Web Exclusive: The Biology of Cancer and Aging

March 16, 2007
Elizabeth Whittington

CURE, Spring 2007, Volume 6, Issue 2

A quick look at how age affects cancer risk and mortality.

People 65 years or older are 10 times more likely to develop cancer than younger people, and the mortality rate for older cancer patients is 16 times greater than the rate for those under 65. The risk of certain cancers tends to increase with age, and includes breast, prostate and colon cancers. Some cancers are also more aggressive as one gets older, including certain types of leukemia and lymphomas, while others, such as breast and prostate cancers, are slower growing.

Several studies are examining the correlation between aging and cancer. One preclinical study found that the lack of a specific gene responsible for repairing damaged DNA can cause the body to age, possibly prematurely. Scientists responsible for the mouse study say the findings weren’t unexpected since DNA damage is known to cause cancer. DNA can be damaged by stress on the body, carcinogens or just the wear-and-tear of constant cell growth and death, and without functioning DNA repair genes, the damage can lead to cancer.

Scientists say the accumulation of DNA damage causes typical aging characteristics, but how we respond to that damage is mostly determined by genes, including those responsible for growth hormone pathways, which contribute to cell growth and development. As we get older, those hormone levels go down, contributing to decreased muscle mass and bone density, resulting in sarcopenia, osteoporosis and increased bone breaks.
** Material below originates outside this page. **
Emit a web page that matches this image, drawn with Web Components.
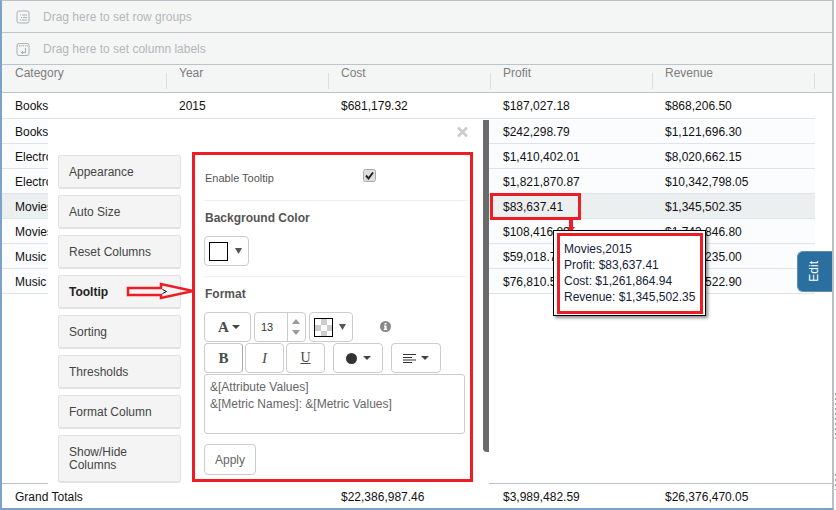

Other factors that contribute to aging and cancer risk are environmental factors and lifestyle habits, such as choosing not to smoke or eating a healthy diet.

Another theory is that healthy cells do not infinitely divide and replicate. Most adult cells are believed to have a set number of times it can divide (between 50 to 70 times), and regions of DNA called telomeres located on the ends of chromosomes get progressively shorter after each replication. (Young cells have an enzyme called telomerase that prevents telomeres from becoming shorter for several cycles). Once the telomeres become “too short,” the cell stops dividing. The shortened telomeres have also been associated with cancer and increased risk of death. When a cell becomes pre-cancerous, it may divide quickly, and consequently its telomeres become shorter. When it becomes a cancer cell, it activates the telomerase enzyme to prevent the telomere from becoming any shorter. Research has found shortened telomeres in many cancers, including pancreatic, prostate, bladder and lung cancers.